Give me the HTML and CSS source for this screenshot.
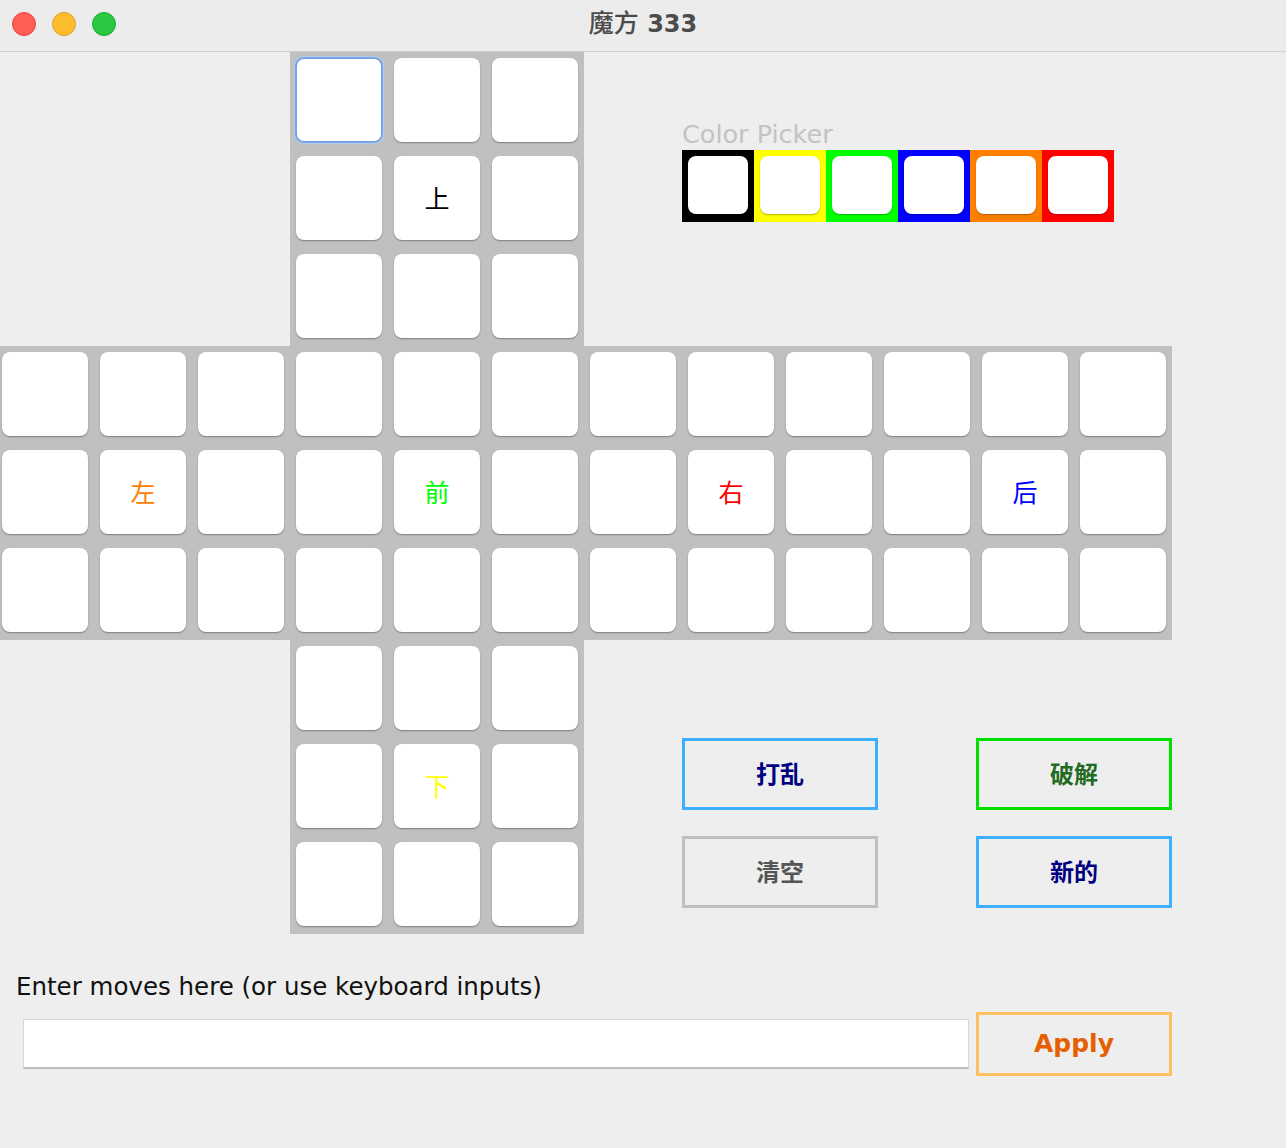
FILE: index.html
```html
<!DOCTYPE html>
<html lang="zh">
<head>
<meta charset="utf-8">
<title>魔方 333</title>
<link rel="stylesheet" href="styles.css">
</head>
<body>
<div class="window">
  <header class="titlebar">
    <div class="lights">
      <span class="light red"></span>
      <span class="light yellow"></span>
      <span class="light green"></span>
    </div>
    <div class="title"><span class="title-cjk">魔方</span> 333</div>
  </header>

  <main class="board">
    <div class="face face-top">
      <div class="cell focus"></div><div class="cell"></div><div class="cell"></div>
      <div class="cell"></div><div class="cell lbl-up">上</div><div class="cell"></div>
      <div class="cell"></div><div class="cell"></div><div class="cell"></div>
    </div>

    <div class="picker-label">Color Picker</div>
    <div class="swatches">
      <div class="swatch sw-black"><span></span></div>
      <div class="swatch sw-yellow"><span></span></div>
      <div class="swatch sw-green"><span></span></div>
      <div class="swatch sw-blue"><span></span></div>
      <div class="swatch sw-orange"><span></span></div>
      <div class="swatch sw-red"><span></span></div>
    </div>

    <div class="face band">
      <div class="cell"></div><div class="cell"></div><div class="cell"></div>
      <div class="cell"></div><div class="cell"></div><div class="cell"></div>
      <div class="cell"></div><div class="cell"></div><div class="cell"></div>
      <div class="cell"></div><div class="cell"></div><div class="cell"></div>

      <div class="cell"></div><div class="cell lbl-left">左</div><div class="cell"></div>
      <div class="cell"></div><div class="cell lbl-front">前</div><div class="cell"></div>
      <div class="cell"></div><div class="cell lbl-right">右</div><div class="cell"></div>
      <div class="cell"></div><div class="cell lbl-back">后</div><div class="cell"></div>

      <div class="cell"></div><div class="cell"></div><div class="cell"></div>
      <div class="cell"></div><div class="cell"></div><div class="cell"></div>
      <div class="cell"></div><div class="cell"></div><div class="cell"></div>
      <div class="cell"></div><div class="cell"></div><div class="cell"></div>
    </div>

    <div class="face face-bottom">
      <div class="cell"></div><div class="cell"></div><div class="cell"></div>
      <div class="cell"></div><div class="cell lbl-down">下</div><div class="cell"></div>
      <div class="cell"></div><div class="cell"></div><div class="cell"></div>
    </div>

    <button class="btn btn-scramble">打乱</button>
    <button class="btn btn-solve">破解</button>
    <button class="btn btn-clear">清空</button>
    <button class="btn btn-new">新的</button>
  </main>

  <section class="moves">
    <div class="moves-label">Enter moves here (or use keyboard inputs)</div>
    <div class="moves-row">
      <input class="moves-input" type="text">
      <button class="btn-apply">Apply</button>
    </div>
  </section>
</div>
</body>
</html>
```

FILE: styles.css
```css
* { box-sizing: border-box; }

html, body {
  margin: 0;
  padding: 0;
  background: #eeeeee;
}

body {
  width: 1286px;
  height: 1148px;
  overflow: hidden;
  font-family: "DejaVu Sans", "Noto Sans CJK SC", sans-serif;
}

.titlebar {
  position: relative;
  height: 52px;
  background: #ececec;
  border-bottom: 1px solid #cfcfcf;
  display: flex;
  align-items: center;
  justify-content: center;
}

.lights {
  position: absolute;
  left: 12px;
  top: 12px;
  display: flex;
  gap: 16px;
}

.light {
  width: 24px;
  height: 24px;
  border-radius: 50%;
  display: block;
}
.light.red { background: #ff5f57; border: 1px solid #e2463f; }
.light.yellow { background: #febc2e; border: 1px solid #dfa124; }
.light.green { background: #28c840; border: 1px solid #1eaa32; }

.title {
  font-family: "DejaVu Sans", "Noto Sans CJK SC", sans-serif;
  font-weight: bold;
  font-size: 24px;
  color: #4b4b4b;
  margin-top: -9px;
}
.title-cjk {
  font-family: "Noto Sans CJK SC", sans-serif;
  font-weight: 500;
  font-size: 25px;
}

.board {
  display: grid;
  grid-template-columns: repeat(12, 98px);
  grid-template-rows: repeat(9, 98px);
  margin-left: -4px;
}

.face {
  background: #c0c0c0;
  display: grid;
  grid-template-columns: repeat(3, 98px);
  grid-template-rows: repeat(3, 98px);
}
.face-top { grid-column: 4 / 7; grid-row: 1 / 4; }
.band { grid-column: 1 / 13; grid-row: 4 / 7; grid-template-columns: repeat(12, 98px); }
.face-bottom { grid-column: 4 / 7; grid-row: 7 / 10; }

.cell {
  margin: 6px 6px 8px 6px;
  background: #ffffff;
  border-radius: 8px;
  box-shadow: 0 1px 1.5px rgba(0, 0, 0, 0.35);
  display: flex;
  align-items: center;
  justify-content: center;
  font-family: "Noto Sans CJK SC", sans-serif;
  font-size: 25px;
  font-weight: 400;
  padding-bottom: 2px;
}

.cell.focus {
  margin: 5px 5px 7px 5px;
  border: 2px solid #74a4e4;
  border-radius: 9px;
  box-shadow: 0 0 1px 1px #b3cdf0;
}

.lbl-up { color: #000000; }
.lbl-left { color: #ff8000; }
.lbl-front { color: #00ff00; }
.lbl-right { color: #ff0000; }
.lbl-back { color: #0000ff; }
.lbl-down { color: #ffff00; }

.picker-label {
  grid-column: 8 / 13;
  grid-row: 1;
  align-self: end;
  font-size: 25.5px;
  color: #c3c3c3;
  line-height: 30px;
  margin-bottom: 1px;
}

.swatches {
  grid-column: 8 / 13;
  grid-row: 2;
  align-self: start;
  display: flex;
}

.swatch {
  width: 72px;
  height: 72px;
  padding: 6px 6px 8px 6px;
}
.swatch span {
  display: block;
  width: 100%;
  height: 100%;
  background: #ffffff;
  border-radius: 8px;
  box-shadow: 0 1px 1.5px rgba(0, 0, 0, 0.3);
}
.sw-black { background: #000000; }
.sw-yellow { background: #ffff00; }
.sw-green { background: #00ff00; }
.sw-blue { background: #0000ff; }
.sw-orange { background: #ff8000; }
.sw-red { background: #ff0000; }

.btn {
  align-self: start;
  width: 196px;
  height: 72px;
  background: #eeeeee;
  border: 3px solid #3cb0ff;
  font-family: "Noto Sans CJK SC", sans-serif;
  font-weight: bold;
  font-size: 24px;
  padding: 0 0 4px 0;
  color: #000080;
}
.btn-scramble { grid-column: 8 / 10; grid-row: 8; }
.btn-solve { grid-column: 11 / 13; grid-row: 8; border-color: #00e000; color: #226b22; }
.btn-clear { grid-column: 8 / 10; grid-row: 9; border-color: #c0c0c0; color: #555555; }
.btn-new { grid-column: 11 / 13; grid-row: 9; }

.moves {
  margin-top: 39px;
}

.moves-label {
  padding-left: 16px;
  font-size: 24.5px;
  color: #111111;
  line-height: 28px;
}

.moves-row {
  margin-top: 11px;
  display: flex;
  align-items: center;
  padding-left: 23px;
  gap: 7px;
}

.moves-input {
  width: 946px;
  height: 50px;
  background: #ffffff;
  border: 1px solid #d6d6d6;
  border-bottom: 2px solid #bdbdbd;
  outline: none;
  margin: 0;
}

.btn-apply {
  width: 196px;
  height: 64px;
  background: #eeeeee;
  border: 3px solid #ffc060;
  font-family: "DejaVu Sans", sans-serif;
  font-weight: bold;
  font-size: 25px;
  color: #e65f00;
  padding: 0 0 2px 0;
}
```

Aim of the exercise: Go through the listing above and quote it exactly, apart from its images.

Answer below:
Give me the HTML and CSS source for this screenshot.
FILE: index.html
```html
<!DOCTYPE html>
<html lang="zh">
<head>
<meta charset="utf-8">
<title>魔方 333</title>
<link rel="stylesheet" href="styles.css">
</head>
<body>
<div class="window">
  <header class="titlebar">
    <div class="lights">
      <span class="light red"></span>
      <span class="light yellow"></span>
      <span class="light green"></span>
    </div>
    <div class="title"><span class="title-cjk">魔方</span> 333</div>
  </header>

  <main class="board">
    <div class="face face-top">
      <div class="cell focus"></div><div class="cell"></div><div class="cell"></div>
      <div class="cell"></div><div class="cell lbl-up">上</div><div class="cell"></div>
      <div class="cell"></div><div class="cell"></div><div class="cell"></div>
    </div>

    <div class="picker-label">Color Picker</div>
    <div class="swatches">
      <div class="swatch sw-black"><span></span></div>
      <div class="swatch sw-yellow"><span></span></div>
      <div class="swatch sw-green"><span></span></div>
      <div class="swatch sw-blue"><span></span></div>
      <div class="swatch sw-orange"><span></span></div>
      <div class="swatch sw-red"><span></span></div>
    </div>

    <div class="face band">
      <div class="cell"></div><div class="cell"></div><div class="cell"></div>
      <div class="cell"></div><div class="cell"></div><div class="cell"></div>
      <div class="cell"></div><div class="cell"></div><div class="cell"></div>
      <div class="cell"></div><div class="cell"></div><div class="cell"></div>

      <div class="cell"></div><div class="cell lbl-left">左</div><div class="cell"></div>
      <div class="cell"></div><div class="cell lbl-front">前</div><div class="cell"></div>
      <div class="cell"></div><div class="cell lbl-right">右</div><div class="cell"></div>
      <div class="cell"></div><div class="cell lbl-back">后</div><div class="cell"></div>

      <div class="cell"></div><div class="cell"></div><div class="cell"></div>
      <div class="cell"></div><div class="cell"></div><div class="cell"></div>
      <div class="cell"></div><div class="cell"></div><div class="cell"></div>
      <div class="cell"></div><div class="cell"></div><div class="cell"></div>
    </div>

    <div class="face face-bottom">
      <div class="cell"></div><div class="cell"></div><div class="cell"></div>
      <div class="cell"></div><div class="cell lbl-down">下</div><div class="cell"></div>
      <div class="cell"></div><div class="cell"></div><div class="cell"></div>
    </div>

    <button class="btn btn-scramble">打乱</button>
    <button class="btn btn-solve">破解</button>
    <button class="btn btn-clear">清空</button>
    <button class="btn btn-new">新的</button>
  </main>

  <section class="moves">
    <div class="moves-label">Enter moves here (or use keyboard inputs)</div>
    <div class="moves-row">
      <input class="moves-input" type="text">
      <button class="btn-apply">Apply</button>
    </div>
  </section>
</div>
</body>
</html>
```

FILE: styles.css
```css
* { box-sizing: border-box; }

html, body {
  margin: 0;
  padding: 0;
  background: #eeeeee;
}

body {
  width: 1286px;
  height: 1148px;
  overflow: hidden;
  font-family: "DejaVu Sans", "Noto Sans CJK SC", sans-serif;
}

.titlebar {
  position: relative;
  height: 52px;
  background: #ececec;
  border-bottom: 1px solid #cfcfcf;
  display: flex;
  align-items: center;
  justify-content: center;
}

.lights {
  position: absolute;
  left: 12px;
  top: 12px;
  display: flex;
  gap: 16px;
}

.light {
  width: 24px;
  height: 24px;
  border-radius: 50%;
  display: block;
}
.light.red { background: #ff5f57; border: 1px solid #e2463f; }
.light.yellow { background: #febc2e; border: 1px solid #dfa124; }
.light.green { background: #28c840; border: 1px solid #1eaa32; }

.title {
  font-family: "DejaVu Sans", "Noto Sans CJK SC", sans-serif;
  font-weight: bold;
  font-size: 24px;
  color: #4b4b4b;
  margin-top: -9px;
}
.title-cjk {
  font-family: "Noto Sans CJK SC", sans-serif;
  font-weight: 500;
  font-size: 25px;
}

.board {
  display: grid;
  grid-template-columns: repeat(12, 98px);
  grid-template-rows: repeat(9, 98px);
  margin-left: -4px;
}

.face {
  background: #c0c0c0;
  display: grid;
  grid-template-columns: repeat(3, 98px);
  grid-template-rows: repeat(3, 98px);
}
.face-top { grid-column: 4 / 7; grid-row: 1 / 4; }
.band { grid-column: 1 / 13; grid-row: 4 / 7; grid-template-columns: repeat(12, 98px); }
.face-bottom { grid-column: 4 / 7; grid-row: 7 / 10; }

.cell {
  margin: 6px 6px 8px 6px;
  background: #ffffff;
  border-radius: 8px;
  box-shadow: 0 1px 1.5px rgba(0, 0, 0, 0.35);
  display: flex;
  align-items: center;
  justify-content: center;
  font-family: "Noto Sans CJK SC", sans-serif;
  font-size: 25px;
  font-weight: 400;
  padding-bottom: 2px;
}

.cell.focus {
  margin: 5px 5px 7px 5px;
  border: 2px solid #74a4e4;
  border-radius: 9px;
  box-shadow: 0 0 1px 1px #b3cdf0;
}

.lbl-up { color: #000000; }
.lbl-left { color: #ff8000; }
.lbl-front { color: #00ff00; }
.lbl-right { color: #ff0000; }
.lbl-back { color: #0000ff; }
.lbl-down { color: #ffff00; }

.picker-label {
  grid-column: 8 / 13;
  grid-row: 1;
  align-self: end;
  font-size: 25.5px;
  color: #c3c3c3;
  line-height: 30px;
  margin-bottom: 1px;
}

.swatches {
  grid-column: 8 / 13;
  grid-row: 2;
  align-self: start;
  display: flex;
}

.swatch {
  width: 72px;
  height: 72px;
  padding: 6px 6px 8px 6px;
}
.swatch span {
  display: block;
  width: 100%;
  height: 100%;
  background: #ffffff;
  border-radius: 8px;
  box-shadow: 0 1px 1.5px rgba(0, 0, 0, 0.3);
}
.sw-black { background: #000000; }
.sw-yellow { background: #ffff00; }
.sw-green { background: #00ff00; }
.sw-blue { background: #0000ff; }
.sw-orange { background: #ff8000; }
.sw-red { background: #ff0000; }

.btn {
  align-self: start;
  width: 196px;
  height: 72px;
  background: #eeeeee;
  border: 3px solid #3cb0ff;
  font-family: "Noto Sans CJK SC", sans-serif;
  font-weight: bold;
  font-size: 24px;
  padding: 0 0 4px 0;
  color: #000080;
}
.btn-scramble { grid-column: 8 / 10; grid-row: 8; }
.btn-solve { grid-column: 11 / 13; grid-row: 8; border-color: #00e000; color: #226b22; }
.btn-clear { grid-column: 8 / 10; grid-row: 9; border-color: #c0c0c0; color: #555555; }
.btn-new { grid-column: 11 / 13; grid-row: 9; }

.moves {
  margin-top: 39px;
}

.moves-label {
  padding-left: 16px;
  font-size: 24.5px;
  color: #111111;
  line-height: 28px;
}

.moves-row {
  margin-top: 11px;
  display: flex;
  align-items: center;
  padding-left: 23px;
  gap: 7px;
}

.moves-input {
  width: 946px;
  height: 50px;
  background: #ffffff;
  border: 1px solid #d6d6d6;
  border-bottom: 2px solid #bdbdbd;
  outline: none;
  margin: 0;
}

.btn-apply {
  width: 196px;
  height: 64px;
  background: #eeeeee;
  border: 3px solid #ffc060;
  font-family: "DejaVu Sans", sans-serif;
  font-weight: bold;
  font-size: 25px;
  color: #e65f00;
  padding: 0 0 2px 0;
}
```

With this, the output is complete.